Pois bem, o rapaz das sardas se chamava Pércio e aos poucos eu o fui conhecendo mais. Era um dos mais antigos ali dentro, juntamente com o nosso supervisor. Como não nos conhecíamos, ambos tínhamos suposições errôneas um a respeito do outro. Com o passar dos anos ele se tornou um grande amigo. Talvez eu o tenha decepcionado alguma vez, mas devo muito a ele. Tinha um fusca, que de tanto eu o convidar para passear no sítio de um amigo, acabamos por arruinar o fusca amarelo. Outra feita, por ele tentar cantar uma conhecida minha eu quis conversar sério com ele.

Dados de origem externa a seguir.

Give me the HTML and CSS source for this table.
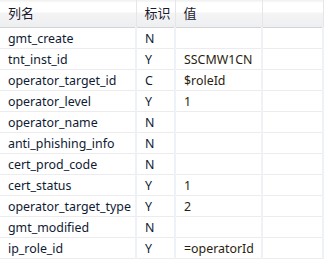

Eu rio lembrando de mim. Como fui idiota. Para colocar medo no Pércio o chamei para tomar cerveja em um bar barra pesada. Depois de rejeitar a carona que ele me oferecera fui para casa morrendo de medo.

É por isso que digo que pensava ter saído do casulo. Realmente, convivendo com essas pessoas extraordinárias, raramente eu me sentia depressivo. Ao contrário eu me sentia expansivo, como se pudesse fazer tudo e de tudo.

Mas o tempo passou e um dia cada um foi para um lado. A firma perdeu a licitação. O Pércio saiu em seguida, o Bonifácio montou uma banda, o Schiatell foi para o Japão tentar sorte no remo e o Lago montou uma empresa.

Eu saí e fui tentar a sorte no Mato Grosso.